Media Prepares To Declare NDP Dead In Wake Of Turmel Controversy
CP File

It's barely been two months since Canadians elected a new majority government and a new Official Opposition, but the country's media appeared ready Wednesday to declare the opposition dead.

The prognosis came in the wake of the Globe and Mail's report Tuesday that Nycole Turmel, the new interim leader of the NDP, was a member of the Bloc Quebecois until January of this year, when she decided to run as an NDP candidate in Quebec.

Wednesday's headlines were unequivocal. "At the very least, Turmel's naivete hurts NDP's credibility," stated Graeme Hamilton at the National Post, a theme echoed at the Globe and Mail.

Sun Media went further, and declared that the revelation "may be [the] death knell" of the NDP.

"The last thing a federalist party like the NDP needs is a former card-carrying separatist at the helm whose grasp of the English language is limited, and who is as charismatic as pain blanc," the newspaper chain declared.

The term "card-carrying separatist" or "card-carrying member of the Bloc Quebecois" appeared in numerous articles on Turmel today, from Sun Media to the Canadian Press to the Toronto Star.

It appeared without a hint of irony, despite the fact its popularity is due to its being used during the anti-communist Red Scare in the US in the 1950s, when people were persecuted publicly for being "card-carrying members of the Communist Party."

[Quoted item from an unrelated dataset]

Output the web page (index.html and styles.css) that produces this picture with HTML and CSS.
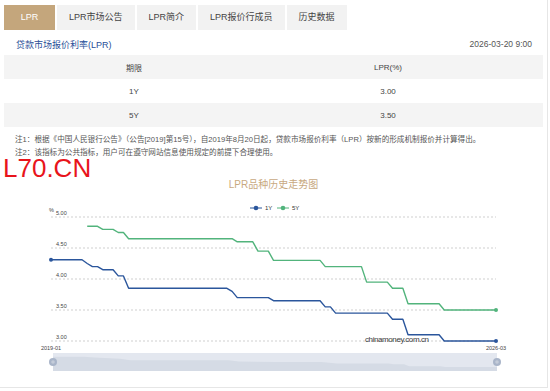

Yet for all the colourful turns of phrase and sweeping assertions, some political analysts doubt the controversy will cause long-term damage to the New Democrats, pointing out that Canadians tend to be forgiving of politicians who switch allegiances.

EKOS Research head Frank Graves told the Globe and Mail that the revelations about Turmel likely won’t change the NDP’s support levels.

"We already knew that the NDP rise was the mirror image of the BQ decline and that their constituencies were highly similar," says Mr. Graves. "The issue of nationalist/sovereigntist sympathies within the NDP in Quebec was already on the table in English Canada where it is more of an exposure."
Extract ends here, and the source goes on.